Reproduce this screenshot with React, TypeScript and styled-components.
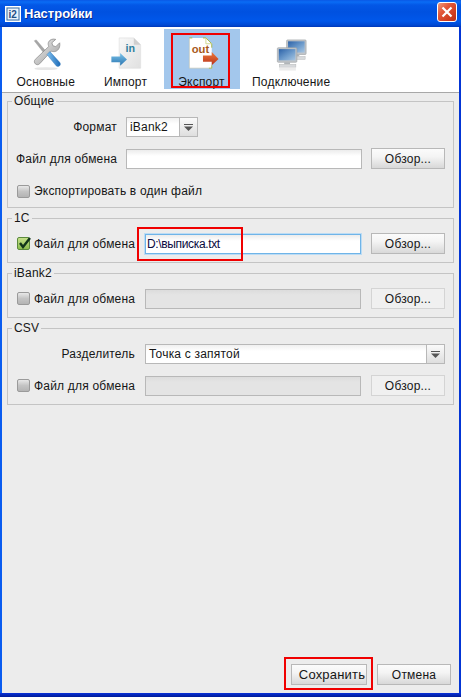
import React from "react";
import styled, { createGlobalStyle } from "styled-components";

const GlobalStyle = createGlobalStyle`
  html, body {
    margin: 0;
    padding: 0;
    background: #ececec;
  }
  * {
    box-sizing: border-box;
  }
`;

const Window = styled.div`
  width: 461px;
  height: 697px;
  display: flex;
  flex-direction: column;
  overflow: hidden;
  font-family: "Liberation Sans", Arial, sans-serif;
  font-size: 12px;
  color: #161616;
  background:
    linear-gradient(to bottom, #0831d9, #001a96) bottom / 100% 4px no-repeat,
    linear-gradient(to right, #0a5cf0 0, #0a5cf0 3px, #0335d5 3px);
`;

const TitleBar = styled.div`
  height: 27px;
  flex: none;
  display: flex;
  align-items: center;
  padding: 0 4px 0 5px;
  background: linear-gradient(
    to bottom,
    #0a58e6 0,
    #0a6cf5 2px,
    #0357e6 5px,
    #0051e0 12px,
    #0057ea 21px,
    #0049d4 25px,
    #0037b8 27px
  );
`;

const TitleText = styled.span`
  margin-left: 3px;
  flex: 1;
  color: #fff;
  font-size: 13px;
  font-weight: 700;
  text-shadow: 1px 1px 0 #0a2c90;
`;

const CloseButton = styled.div`
  width: 20px;
  height: 20px;
  margin-top: -3px;
  border: 1px solid #fff;
  border-radius: 3px;
  background: linear-gradient(135deg, #ee9a7c 0, #e2583a 35%, #cf3c1e 75%, #b9321a 100%);
  display: flex;
  align-items: center;
  justify-content: center;
`;

const Frame = styled.div`
  flex: 1;
  min-height: 0;
  display: flex;
  flex-direction: column;
  margin: 0 2px 4px;
  background: #ececec;
`;

const Toolbar = styled.div`
  flex: none;
  display: flex;
  height: 66px;
  padding: 2px 2px 3px;
  background: #fff;
  border-bottom: 1px solid #a8a8a8;
`;

const Tab = styled.div<{ $active?: boolean }>`
  position: relative;
  min-width: 76px;
  padding: 6px 12.5px 0;
  display: flex;
  flex-direction: column;
  align-items: center;
  background: ${(p) => (p.$active ? "#a3c7ec" : "transparent")};
`;

const TabLabel = styled.span`
  margin-top: 1px;
  letter-spacing: 0.2px;
  line-height: 14px;
  white-space: nowrap;
`;

const Highlight = styled.div<{ $t: number; $r: number; $b: number; $l: number }>`
  position: absolute;
  top: ${(p) => p.$t}px;
  right: ${(p) => p.$r}px;
  bottom: ${(p) => p.$b}px;
  left: ${(p) => p.$l}px;
  border: 2px solid #f00000;
  pointer-events: none;
`;

const Body = styled.div`
  flex: 1;
  min-height: 0;
  display: flex;
  flex-direction: column;
  gap: 3px;
  padding: 1px 5px 0;
`;

const Group = styled.fieldset`
  margin: 0;
  min-width: 0;
  padding: 0 8px 8px;
  border: 1px solid #c4c4c4;
  display: flex;
  flex-direction: column;
`;

const Legend = styled.legend`
  margin-left: -4px;
  padding: 0 2px;
  height: 15px;
  line-height: 15px;
  letter-spacing: 0.2px;
`;

const Row = styled.div<{ $label: number; $gap: number; $top: number }>`
  display: grid;
  grid-template-columns: ${(p) => p.$label}px 1fr 74px;
  column-gap: ${(p) => p.$gap}px;
  align-items: end;
  margin-top: ${(p) => p.$top}px;
`;

const FieldLabel = styled.span`
  align-self: center;
  text-align: right;
  letter-spacing: 0.2px;
  white-space: nowrap;
`;

const CheckLabel = styled.label`
  align-self: center;
  min-height: 16px;
  display: flex;
  align-items: center;
  gap: 4px;
  padding-left: 1px;
  letter-spacing: 0.2px;
  white-space: nowrap;
`;

const CheckBox = styled.span<{ $checked?: boolean }>`
  width: 13px;
  height: 13px;
  flex: none;
  position: relative;
  border: 1px solid ${(p) => (p.$checked ? "#5b8a3c" : "#9a9a9a")};
  border-radius: 2px;
  background: ${(p) =>
    p.$checked
      ? "linear-gradient(to bottom, #c5e08a, #8cbd4e)"
      : "linear-gradient(to bottom, #e8e8e8, #c4c4c4 50%, #b4b4b4)"};
`;

const CheckMark = styled.svg`
  position: absolute;
  left: -1px;
  top: -2px;
`;

const InputBox = styled.div`
  position: relative;
  min-width: 0;
`;

const TextInput = styled.input<{ $focused?: boolean }>`
  display: block;
  width: 100%;
  height: 20px;
  padding: 0 1px;
  outline: none;
  border: 1px solid ${(p) => (p.$focused ? "#6fb4e8" : "#b8b8b8")};
  background: ${(p) =>
    p.disabled ? "linear-gradient(to bottom, #dcdcdc, #e4e4e4 5px)" : "linear-gradient(to bottom, #ececec, #fff 6px)"};
  box-shadow: ${(p) => (p.$focused ? "0 0 0 1px #bcdcf4" : "none")};
  font: inherit;
  color: #0a0a40;
  letter-spacing: -0.35px;
`;

const Combo = styled.div<{ $width?: number; $span?: boolean }>`
  height: 20px;
  display: flex;
  width: ${(p) => (p.$width ? `${p.$width}px` : "auto")};
  grid-column: ${(p) => (p.$span ? "2 / 4" : "auto")};
  border: 1px solid #b8b8b8;
  background: linear-gradient(to bottom, #f0f0f0, #fff 6px);
`;

const ComboValue = styled.span`
  flex: 1;
  padding-left: 3px;
  line-height: 18px;
  letter-spacing: 0.2px;
  white-space: nowrap;
`;

const ComboArrow = styled.span`
  width: 18px;
  flex: none;
  display: flex;
  align-items: center;
  justify-content: center;
  border-left: 1px solid #b8b8b8;
  background: linear-gradient(to bottom, #fafafa, #dedede);
`;

const Button = styled.button<{ $width?: number; $large?: boolean }>`
  position: relative;
  width: ${(p) => (p.$width ? `${p.$width}px` : "auto")};
  height: 21px;
  padding: ${(p) => (p.$large ? "0 0 0 6px" : "0")};
  font: inherit;
  font-size: ${(p) => (p.$large ? "13px" : "12px")};
  letter-spacing: 0.2px;
  color: #161616;
  border: 1px solid ${(p) => (p.disabled ? "#d4d4d4" : "#b8b8b8")};
  background: ${(p) =>
    p.disabled ? "#f0f0f0" : "linear-gradient(to bottom, #fbfbfb, #f4f4f4 40%, #d8d8d8)"};
`;

const Footer = styled.div`
  margin-top: auto;
  display: flex;
  justify-content: flex-end;
  gap: 10px;
  padding: 0 8px 8px;
`;

const ArrowGlyph = () => (
  <svg width="9" height="7" viewBox="0 0 9 7">
    <rect x="0" y="0" width="9" height="1" fill="#555" />
    <path d="M0 2.5h9L4.5 7z" fill="#555" />
  </svg>
);

const ToolsIcon = () => (
  <svg width="40" height="40" viewBox="0 0 40 40">
    <defs>
      <linearGradient id="toolSteel" x1="0" y1="0" x2="1" y2="1">
        <stop offset="0" stopColor="#f2f2f2" />
        <stop offset="1" stopColor="#9a9a9a" />
      </linearGradient>
      <linearGradient id="toolBlue" x1="0" y1="0" x2="1" y2="0">
        <stop offset="0" stopColor="#7fc0ee" />
        <stop offset="1" stopColor="#1c6ab8" />
      </linearGradient>
    </defs>
    <ellipse cx="20" cy="34.5" rx="12" ry="1.5" fill="#e6e6e6" />
    <path d="M8 6l2-1 11 13-2 2z" fill="#a6a6a6" stroke="#8a8a8a" strokeWidth="0.4" />
    <path
      d="M34 8l-4 4-3-1-1-3 4-3.5c-3-1-6.5.3-7.5 3-.5 1.600-.2 3 .4 4.200L9 25c-1.500 1.500-1 3.500 0 4.500s3 1.500 4.500 0l12-13c1.200.6 3 .8 4.500.2 3-1 4.800-4.700 4-8.700z"
      fill="url(#toolSteel)"
      stroke="#8c8c8c"
      strokeWidth="0.8"
    />
    <path d="M21 20l3-3 10 11c1 1.200 1 2.600 0 3.600s-2.500 1-3.600 0z" fill="url(#toolBlue)" stroke="#2a6fb0" strokeWidth="0.4" />
  </svg>
);

const ImportIcon = () => (
  <svg width="40" height="40" viewBox="0 0 40 40">
    <defs>
      <linearGradient id="inPage" x1="0" y1="0" x2="1" y2="1">
        <stop offset="0" stopColor="#f8f8f8" />
        <stop offset="1" stopColor="#e0e0e0" />
      </linearGradient>
      <linearGradient id="inArrow" x1="0" y1="0" x2="0" y2="1">
        <stop offset="0" stopColor="#7cc4ea" />
        <stop offset="1" stopColor="#2a74b0" />
      </linearGradient>
    </defs>
    <path d="M13 3h15l7 7v24H13z" fill="url(#inPage)" stroke="#e2e2e2" strokeWidth="0.8" />
    <path d="M28 3v7h7z" fill="#cfcfcf" />
    <text x="19.500" y="17" fontFamily="Liberation Sans, sans-serif" fontSize="11" fontWeight="700" fill="#2f7f9c">
      in
    </text>
    <path d="M5 22h9v-3.500L21 25l-7 6.500V28H5z" fill="url(#inArrow)" />
  </svg>
);

const ExportIcon = () => (
  <svg width="40" height="40" viewBox="0 0 40 40">
    <defs>
      <linearGradient id="outArrow" x1="0" y1="0" x2="0" y2="1">
        <stop offset="0" stopColor="#ef7a3a" />
        <stop offset="1" stopColor="#b8321c" />
      </linearGradient>
    </defs>
    <path d="M7 3h17l6 6v25H7z" fill="#fff" />
    <path d="M7 3h3M21 3h3l6 6v4M30 31v3h-3" fill="none" stroke="#a8b848" strokeWidth="1" />
    <path d="M24 3v6h6" fill="none" stroke="#d0d890" strokeWidth="1" />
    <path d="M7 3v31h20" fill="none" stroke="#bfbfa8" strokeWidth="0.6" />
    <text x="9.500" y="18.500" fontFamily="Liberation Sans, sans-serif" fontSize="11.500" fontWeight="700" fill="#a85a1c">
      out
    </text>
    <path d="M21 21h9v-3.500L37 24.500 30 31v-3.500h-9z" fill="url(#outArrow)" />
  </svg>
);

const Monitor = ({ x, y }: { x: number; y: number }) => (
  <g transform={`translate(${x} ${y})`}>
    <rect x="0" y="0" width="20" height="15" rx="1" fill="#c0c4c8" stroke="#9a9ea2" strokeWidth="0.6" />
    <rect x="1.500" y="1.500" width="17" height="11.500" fill="url(#netScreen)" />
    <rect x="7" y="15" width="6" height="2" fill="#b0b4b8" />
    <rect x="2" y="17" width="17" height="3" fill="#d8dadc" stroke="#b6b8ba" strokeWidth="0.5" />
  </g>
);

const NetworkIcon = () => (
  <svg width="40" height="40" viewBox="0 0 40 40">
    <defs>
      <linearGradient id="netScreen" x1="0" y1="0" x2="1" y2="1">
        <stop offset="0" stopColor="#2c62a8" />
        <stop offset="0.55" stopColor="#6e9ccc" />
        <stop offset="1" stopColor="#a8c6e2" />
      </linearGradient>
    </defs>
    <Monitor x={15.5} y={5} />
    <Monitor x={6} y={13} />
    <rect x="8" y="33.500" width="17" height="3" fill="#ececec" />
  </svg>
);

const LogoBox = () => (
  <svg width="16" height="16" viewBox="0 0 16 16">
    <rect x="0.500" y="0.500" width="15" height="15" fill="#eaf2fb" stroke="#ffffff" />
    <rect x="2" y="2" width="12" height="12" fill="none" stroke="#3a6ea5" strokeWidth="1" />
    <text x="3.500" y="12" fontFamily="Liberation Sans, sans-serif" fontSize="10" fontWeight="700" fill="#1f4f86">
      i2
    </text>
  </svg>
);

const FileRow = ({ checked, enabled, value }: { checked?: boolean; enabled?: boolean; value?: string }) => (
  <>
    <CheckLabel>
      <CheckBox $checked={checked}>
        {checked && (
          <CheckMark width="15" height="15" viewBox="0 0 15 15">
            <path d="M3 7l3 4 7-9" fill="none" stroke="#12361a" strokeWidth="2.400" />
          </CheckMark>
        )}
      </CheckBox>
      Файл для обмена
    </CheckLabel>
    <InputBox>
      <TextInput readOnly disabled={!enabled} $focused={checked} value={value ?? ""} />
      {checked && <Highlight $t={-7} $r={118} $b={-7} $l={-8} />}
    </InputBox>
    <Button disabled={!enabled}>Обзор...</Button>
  </>
);

export default function App() {
  return (
    <Window>
      <GlobalStyle />
      <TitleBar>
        <LogoBox />
        <TitleText>Настройки</TitleText>
        <CloseButton>
          <svg width="12" height="12" viewBox="0 0 12 12">
            <path d="M1.500 1.500l9 9M10.500 1.500l-9 9" stroke="#fff" strokeWidth="2.200" />
          </svg>
        </CloseButton>
      </TitleBar>
      <Frame>
        <Toolbar>
          <Tab>
            <ToolsIcon />
            <TabLabel>Основные</TabLabel>
          </Tab>
          <Tab>
            <ImportIcon />
            <TabLabel>Импорт</TabLabel>
          </Tab>
          <Tab $active>
            <ExportIcon />
            <TabLabel>Экспорт</TabLabel>
            <Highlight $t={4} $r={10} $b={1} $l={7} />
          </Tab>
          <Tab>
            <NetworkIcon />
            <TabLabel>Подключение</TabLabel>
          </Tab>
        </Toolbar>
        <Body>
          <Group>
            <Legend>Общие</Legend>
            <Row $label={101} $gap={9} $top={8}>
              <FieldLabel>Формат</FieldLabel>
              <Combo $width={72}>
                <ComboValue>iBank2</ComboValue>
                <ComboArrow>
                  <ArrowGlyph />
                </ComboArrow>
              </Combo>
            </Row>
            <Row $label={101} $gap={9} $top={11}>
              <FieldLabel>Файл для обмена</FieldLabel>
              <InputBox>
                <TextInput readOnly value="" />
              </InputBox>
              <Button>Обзор...</Button>
            </Row>
            <Row $label={200} $gap={9} $top={14}>
              <CheckLabel>
                <CheckBox />
                Экспортировать в один файл
              </CheckLabel>
            </Row>
          </Group>
          <Group>
            <Legend>1С</Legend>
            <Row $label={119} $gap={10} $top={7}>
              <FileRow checked enabled value="D:\выписка.txt" />
            </Row>
          </Group>
          <Group>
            <Legend>iBank2</Legend>
            <Row $label={119} $gap={10} $top={7}>
              <FileRow />
            </Row>
          </Group>
          <Group>
            <Legend>CSV</Legend>
            <Row $label={119} $gap={10} $top={8}>
              <FieldLabel>Разделитель</FieldLabel>
              <Combo $span>
                <ComboValue>Точка с запятой</ComboValue>
                <ComboArrow>
                  <ArrowGlyph />
                </ComboArrow>
              </Combo>
            </Row>
            <Row $label={119} $gap={10} $top={11}>
              <FileRow />
            </Row>
          </Group>
        </Body>
        <Footer>
          <Button $width={76} $large>
            Сохранить
            <Highlight $t={-8} $r={-7} $b={-6} $l={-8} />
          </Button>
          <Button $width={74}>Отмена</Button>
        </Footer>
      </Frame>
    </Window>
  );
}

++++++++++

### TASK REQUIREMENTS
Show each line holding the word "components".

### SOLUTION
Reproduce this screenshot with React, TypeScript and styled-components.
import styled, { createGlobalStyle } from "styled-components";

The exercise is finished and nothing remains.